1. Either the callback address is not valid
Perhaps guilty. Yesterday I found a function with a 1kB buffer as a stack variable. The stack itself is only 1kB. It was a leaf function so it didn't result in stack corruption. The buffer overflowed into the heap (also 1kB). However, this application doesn't use heap memory. This is a real bug but it doesn't seem to be directly related to the failure.
2. or the callback program is placed to [in?] program flash memory
Definitely guilty. pSSDConfig->Callback was initially placed in program flash. I misunderstood the documentation as simply a warning that it not be placed in a program flash sector subject to read/write. I now understand the meaning of the documentation to be that this callback (in my case a watchdog trigger) must not be placed in program flash at all.
When troubleshooting Problem 1 I recall applying __attribute((section(".ram"))) to pSSDConfig->Callback in RAM and finding it to have no effect. Because the IBUSERR still occurred I removed the __attribute.
Yesterday I again placed pSSDConfig->Callback in RAM. This time I used readelf to check that the function was in fact placed in RAM. I found that it was not, and that my linker script had no .ram section. In that particular linker script it was called .code_ram. I applied __attribute((section(".code_ram"))) and confirmed that the function was relocated.

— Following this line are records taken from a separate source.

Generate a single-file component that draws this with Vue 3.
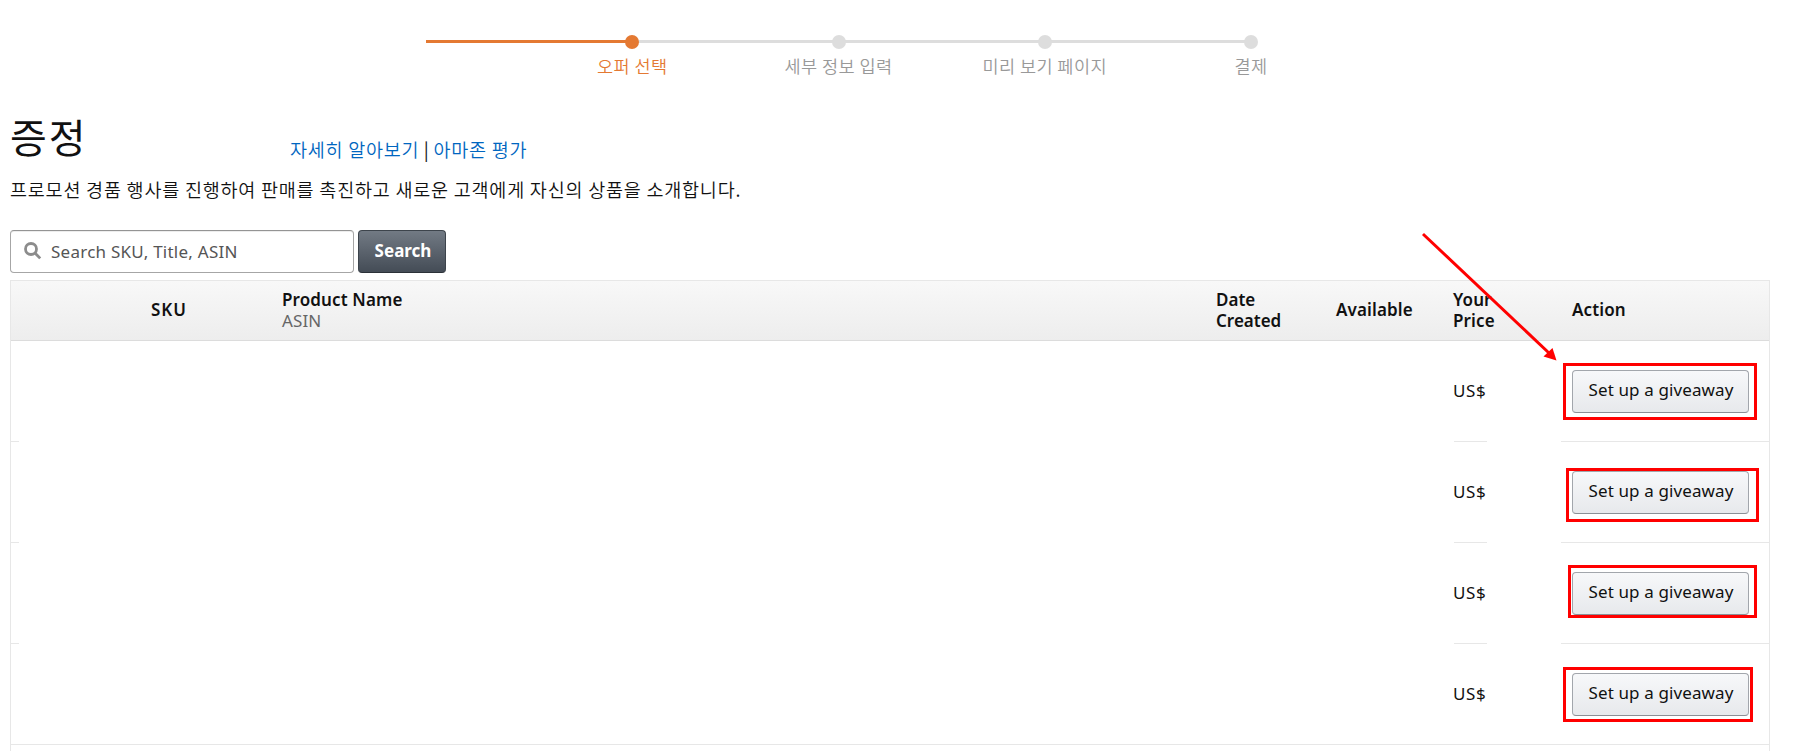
<template>
  <div class="page">
    <ol class="steps">
      <li
        v-for="(step, index) in steps"
        :key="step"
        class="steps__item"
        :class="{ 'steps__item--active': index === 0 }"
      >
        <span class="steps__line"></span>
        <span class="steps__dot"></span>
        <span class="steps__label">{{ step }}</span>
      </li>
    </ol>

    <header class="heading">
      <h1 class="heading__title">증정</h1>
      <nav class="heading__links">
        <a class="heading__link">자세히 알아보기</a>
        <span class="heading__divider">|</span>
        <a class="heading__link">아마존 평가</a>
      </nav>
    </header>
    <p class="description">프로모션 경품 행사를 진행하여 판매를 촉진하고 새로운 고객에게 자신의 상품을 소개합니다.</p>

    <form class="search" @submit.prevent>
      <label class="search__field">
        <svg class="search__icon" viewBox="0 0 18 18">
          <circle cx="7" cy="7" r="5.5" />
          <path d="M11.2 11.2 L16.2 16.4" />
        </svg>
        <input v-model="query" class="search__input" type="text" placeholder="Search SKU, Title, ASIN" />
      </label>
      <button class="search__button" type="submit">Search</button>
    </form>

    <section class="offers">
      <div class="offers__head">
        <span class="offers__sku">SKU</span>
        <span class="offers__name">Product Name<small>ASIN</small></span>
        <span class="offers__date">Date<br />Created</span>
        <span class="offers__available">Available</span>
        <span class="offers__your-price">Your<br />Price</span>
        <span class="offers__your-action">Action</span>
      </div>
      <div v-for="n in 4" :key="n" class="offers__row">
        <span class="offers__edge"></span>
        <span class="offers__price">US$</span>
        <span class="offers__action">
          <button class="offers__button" type="button">Set up a giveaway</button>
        </span>
      </div>
    </section>

    <svg class="marks" viewBox="0 0 1798 751">
      <rect
        v-for="mark in marks"
        :key="mark.y"
        :x="mark.x"
        :y="mark.y"
        :width="mark.width"
        :height="mark.height"
      />
      <path class="marks__line" d="M1423 234 L1549 353" />
      <path class="marks__tip" d="M1556.5 360.5 L1543.5 356.5 L1552.5 348 Z" />
    </svg>
  </div>
</template>

<script setup>
import { ref } from 'vue'

const query = ref('')

const steps = ['오퍼 선택', '세부 정보 입력', '미리 보기 페이지', '결제']

const marks = [
  { x: 1564.5, y: 364.5, width: 191, height: 54 },
  { x: 1567.5, y: 469.5, width: 190, height: 51 },
  { x: 1569.5, y: 566.5, width: 186, height: 50 },
  { x: 1564.5, y: 668.5, width: 187, height: 52 }
]
</script>

<style>
body {
  margin: 0;
  background: #fff;
}
</style>

<style scoped>
.page {
  position: relative;
  box-sizing: border-box;
  width: 1798px;
  height: 751px;
  padding: 35px 28px 0 10px;
  overflow: hidden;
  color: #111;
  font-family: "Noto Sans", "Noto Sans CJK KR", sans-serif;
  font-size: 17px;
}

.steps {
  display: flex;
  width: 825px;
  height: 75px;
  margin: 0 0 0 416px;
  padding: 0;
  list-style: none;
}

.steps__item {
  display: grid;
  flex: 1;
  grid-template-columns: 1fr;
  grid-template-rows: 14px 24px;
  row-gap: 1px;
  color: #999;
}

.steps__line {
  grid-area: 1 / 1;
  height: 3px;
  margin-top: 5px;
  background: #ddd;
}

.steps__dot {
  grid-area: 1 / 1;
  justify-self: end;
  width: 14px;
  height: 14px;
  margin-right: -7px;
  border-radius: 50%;
  background: #ddd;
  z-index: 1;
}

.steps__label {
  grid-area: 2 / 1;
  justify-self: end;
  width: 200px;
  margin-right: -100px;
  font-family: "Noto Sans CJK KR", sans-serif;
  font-size: 17.5px;
  font-weight: 350;
  letter-spacing: 0.45px;
  line-height: 31px;
  text-align: center;
  white-space: nowrap;
}

.steps__item--active {
  color: #e47932;
}

.steps__item--active .steps__line,
.steps__item--active .steps__dot {
  background: #e47932;
}

.heading {
  display: flex;
  height: 62px;
}

.heading__title {
  width: 280px;
  margin: 0;
  font-family: "Noto Sans CJK KR", sans-serif;
  font-size: 40px;
  font-weight: 400;
  letter-spacing: 2px;
  line-height: 53px;
}

.heading__links {
  font-family: "Noto Sans CJK KR", sans-serif;
  font-size: 18.5px;
  font-weight: 350;
  letter-spacing: 0.75px;
  line-height: 78px;
  white-space: nowrap;
}

.heading__link {
  color: #0066c0;
}

.heading__divider {
  margin: 0 -1px 0 -0.5px;
  padding: 0 5px;
  font-weight: 400;
}

.description {
  height: 36px;
  margin: 0 0 22px;
  font-family: "Noto Sans CJK KR", sans-serif;
  font-size: 18.5px;
  font-weight: 350;
  letter-spacing: 0.78px;
  line-height: 34px;
  white-space: nowrap;
}

.search {
  display: flex;
  gap: 4px;
  height: 43px;
  margin-bottom: 7px;
}

.search__field {
  display: flex;
  box-sizing: border-box;
  align-items: center;
  width: 344px;
  padding: 0 13px;
  border: 1px solid #a6a6a6;
  border-top-color: #949494;
  border-radius: 4px;
  box-shadow: inset 0 1px 0 rgba(0, 0, 0, 0.07);
}

.search__icon {
  width: 18px;
  height: 18px;
  margin: 0 9px 2px 0;
  fill: none;
  stroke: #8c8c8c;
  stroke-width: 2.8;
}

.search__input {
  flex: 1;
  min-width: 0;
  padding: 0;
  border: 0;
  outline: 0;
  background: none;
  font: inherit;
  letter-spacing: 0.25px;
}

.search__input::placeholder {
  color: #555;
}

.search__button {
  width: 88px;
  padding: 0 0 2px 2px;
  border: 1px solid #3d444c;
  border-bottom-color: #2b3138;
  border-radius: 4px;
  background: linear-gradient(#727a84, #444c56);
  color: #fff;
  font: inherit;
  font-weight: 700;
}

.offers {
  height: 480px;
  border: 1px solid #e7e7e7;
}

.offers__head {
  display: grid;
  box-sizing: border-box;
  grid-template-columns: 131px 934px 120px 117px 119px 1fr;
  align-items: center;
  height: 60px;
  padding: 0 0 2px 140px;
  border-bottom: 1px solid #dcdcdc;
  background: linear-gradient(#f8f8f8, #ededed);
  font-weight: 600;
  letter-spacing: 0.12px;
  line-height: 21px;
}

.offers__sku {
  letter-spacing: 0.9px;
}

.offers__date {
  letter-spacing: 0;
}

.offers__name small {
  display: block;
  color: #666;
  font-size: 17px;
  font-weight: 400;
}

.offers__row {
  display: flex;
  box-sizing: border-box;
  justify-content: space-between;
  height: 101px;
}

.offers__row:last-child {
  border-bottom: 1px solid #e7e7e7;
}

.offers__edge,
.offers__price,
.offers__action {
  display: flex;
  box-sizing: border-box;
  align-items: center;
  border-bottom: 1px solid #e7e7e7;
}

.offers__row:last-child > span {
  border-bottom: 0;
}

.offers__edge {
  width: 8px;
}

.offers__price {
  width: 33px;
  margin: 0 74px 0 auto;
  padding-bottom: 2px;
  letter-spacing: 0.6px;
  text-indent: -1px;
}

.offers__action {
  width: 208px;
  padding-left: 11px;
}

.offers__button {
  width: 177px;
  height: 43px;
  padding: 0 0 4px 1px;
  border: 1px solid #a2a6ac;
  border-bottom-color: #8b8f96;
  border-radius: 4px;
  background: linear-gradient(#f7f8fa, #e7e9ec);
  color: #111;
  font: inherit;
  letter-spacing: 0.12px;
  white-space: nowrap;
}

/* callouts drawn over the action column */
.marks {
  position: absolute;
  top: 0;
  left: 0;
  width: 1798px;
  height: 751px;
  fill: none;
  stroke: #f00;
  stroke-width: 3;
  pointer-events: none;
}

.marks__tip {
  fill: #f00;
  stroke: none;
}
</style>
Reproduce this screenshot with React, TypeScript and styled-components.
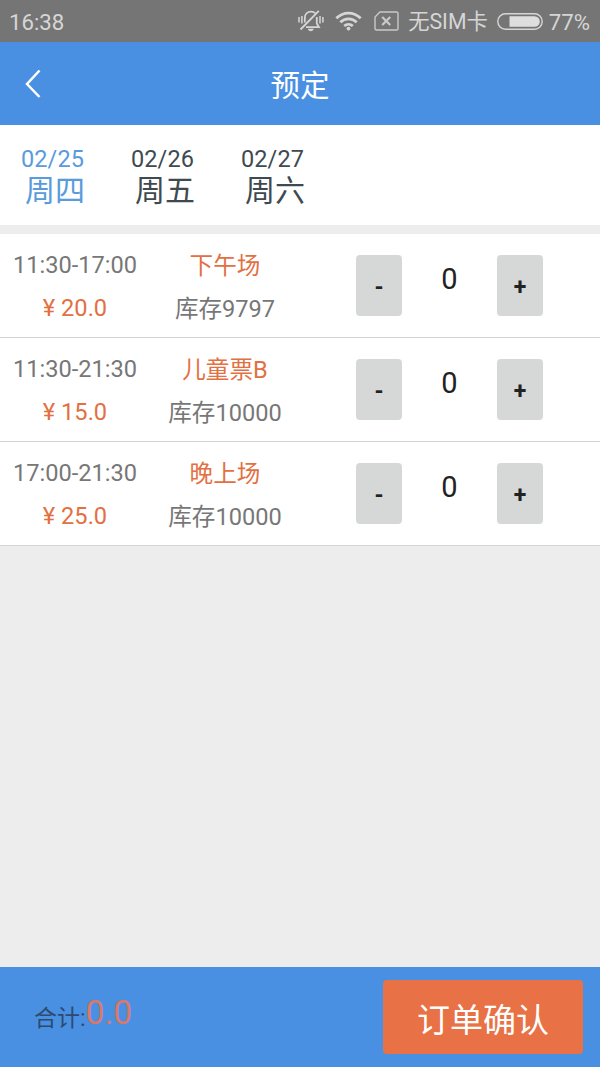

It is likely that I never actually relocated the function during the troubleshooting of Problem 1.
I'm now able to do an A-B test by removing __attribute((section(".code_ram"))) from pSSDConfig->Callback and observing an intermittent IBUSERR. It doesn't occur on every flash operation.
There still remains an issue where FLASH_DRV_VerifySection(...) occasionally returns STATUS_ERROR. I will proceed under the assumption that this is not related to the issue described in this thread.
Summary:
Thanks also Lukas for your note on how to find the root cause of an IBUSERR. I will return to it in future.